> _GIVEN REQUEST_
Nothing in the data should change when you return it, but leave the pictures out.

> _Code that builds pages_
— start —
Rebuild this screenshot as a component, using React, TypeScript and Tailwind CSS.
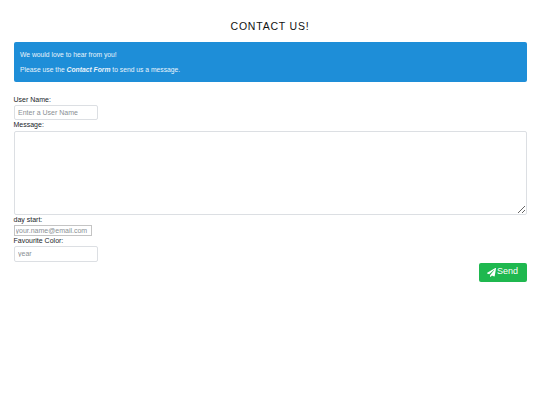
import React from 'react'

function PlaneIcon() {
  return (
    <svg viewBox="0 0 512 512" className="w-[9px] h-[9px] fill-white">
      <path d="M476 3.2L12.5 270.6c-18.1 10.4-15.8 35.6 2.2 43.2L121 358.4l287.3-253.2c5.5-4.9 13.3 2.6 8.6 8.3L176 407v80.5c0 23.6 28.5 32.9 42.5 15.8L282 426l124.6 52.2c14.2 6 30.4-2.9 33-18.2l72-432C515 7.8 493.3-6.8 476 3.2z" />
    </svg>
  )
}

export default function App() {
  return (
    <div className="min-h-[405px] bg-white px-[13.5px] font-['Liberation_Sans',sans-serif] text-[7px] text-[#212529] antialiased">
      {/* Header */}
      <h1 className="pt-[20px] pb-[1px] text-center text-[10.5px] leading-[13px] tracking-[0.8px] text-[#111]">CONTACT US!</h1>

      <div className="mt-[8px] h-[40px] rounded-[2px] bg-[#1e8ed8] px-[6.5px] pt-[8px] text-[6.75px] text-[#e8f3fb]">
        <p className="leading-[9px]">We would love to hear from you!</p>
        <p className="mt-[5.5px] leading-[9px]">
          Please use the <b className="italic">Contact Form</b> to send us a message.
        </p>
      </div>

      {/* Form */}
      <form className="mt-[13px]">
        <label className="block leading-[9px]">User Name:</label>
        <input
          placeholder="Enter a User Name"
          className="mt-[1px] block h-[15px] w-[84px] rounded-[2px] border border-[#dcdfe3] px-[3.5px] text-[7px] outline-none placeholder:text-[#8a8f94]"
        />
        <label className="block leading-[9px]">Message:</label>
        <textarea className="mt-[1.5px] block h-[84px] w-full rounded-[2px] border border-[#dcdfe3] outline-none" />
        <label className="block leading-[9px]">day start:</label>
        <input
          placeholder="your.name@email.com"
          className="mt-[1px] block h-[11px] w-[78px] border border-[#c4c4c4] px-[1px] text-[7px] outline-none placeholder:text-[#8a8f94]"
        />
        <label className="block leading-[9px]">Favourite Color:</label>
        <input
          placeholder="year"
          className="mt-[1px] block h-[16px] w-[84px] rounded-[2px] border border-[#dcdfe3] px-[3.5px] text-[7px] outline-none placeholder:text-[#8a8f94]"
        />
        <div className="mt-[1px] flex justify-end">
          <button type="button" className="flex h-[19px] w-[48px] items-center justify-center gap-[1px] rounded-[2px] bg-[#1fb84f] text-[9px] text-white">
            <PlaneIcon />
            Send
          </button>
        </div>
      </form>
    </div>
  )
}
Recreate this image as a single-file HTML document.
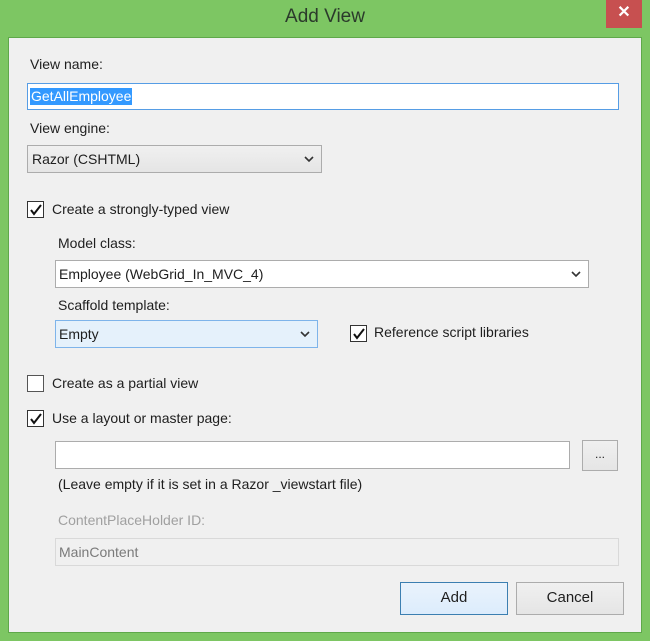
— end —
> _RESPONSE BELOW_
Rebuild this screenshot as a component, using React, TypeScript and Tailwind CSS.
import React from 'react'

function PlaneIcon() {
  return (
    <svg viewBox="0 0 512 512" className="w-[9px] h-[9px] fill-white">
      <path d="M476 3.2L12.5 270.6c-18.1 10.4-15.8 35.6 2.2 43.2L121 358.4l287.3-253.2c5.5-4.9 13.3 2.6 8.6 8.3L176 407v80.5c0 23.6 28.5 32.9 42.5 15.8L282 426l124.6 52.2c14.2 6 30.4-2.9 33-18.2l72-432C515 7.8 493.3-6.8 476 3.2z" />
    </svg>
  )
}

export default function App() {
  return (
    <div className="min-h-[405px] bg-white px-[13.5px] font-['Liberation_Sans',sans-serif] text-[7px] text-[#212529] antialiased">
      {/* Header */}
      <h1 className="pt-[20px] pb-[1px] text-center text-[10.5px] leading-[13px] tracking-[0.8px] text-[#111]">CONTACT US!</h1>

      <div className="mt-[8px] h-[40px] rounded-[2px] bg-[#1e8ed8] px-[6.5px] pt-[8px] text-[6.75px] text-[#e8f3fb]">
        <p className="leading-[9px]">We would love to hear from you!</p>
        <p className="mt-[5.5px] leading-[9px]">
          Please use the <b className="italic">Contact Form</b> to send us a message.
        </p>
      </div>

      {/* Form */}
      <form className="mt-[13px]">
        <label className="block leading-[9px]">User Name:</label>
        <input
          placeholder="Enter a User Name"
          className="mt-[1px] block h-[15px] w-[84px] rounded-[2px] border border-[#dcdfe3] px-[3.5px] text-[7px] outline-none placeholder:text-[#8a8f94]"
        />
        <label className="block leading-[9px]">Message:</label>
        <textarea className="mt-[1.5px] block h-[84px] w-full rounded-[2px] border border-[#dcdfe3] outline-none" />
        <label className="block leading-[9px]">day start:</label>
        <input
          placeholder="your.name@email.com"
          className="mt-[1px] block h-[11px] w-[78px] border border-[#c4c4c4] px-[1px] text-[7px] outline-none placeholder:text-[#8a8f94]"
        />
        <label className="block leading-[9px]">Favourite Color:</label>
        <input
          placeholder="year"
          className="mt-[1px] block h-[16px] w-[84px] rounded-[2px] border border-[#dcdfe3] px-[3.5px] text-[7px] outline-none placeholder:text-[#8a8f94]"
        />
        <div className="mt-[1px] flex justify-end">
          <button type="button" className="flex h-[19px] w-[48px] items-center justify-center gap-[1px] rounded-[2px] bg-[#1fb84f] text-[9px] text-white">
            <PlaneIcon />
            Send
          </button>
        </div>
      </form>
    </div>
  )
}
Recreate this image as a single-file HTML document.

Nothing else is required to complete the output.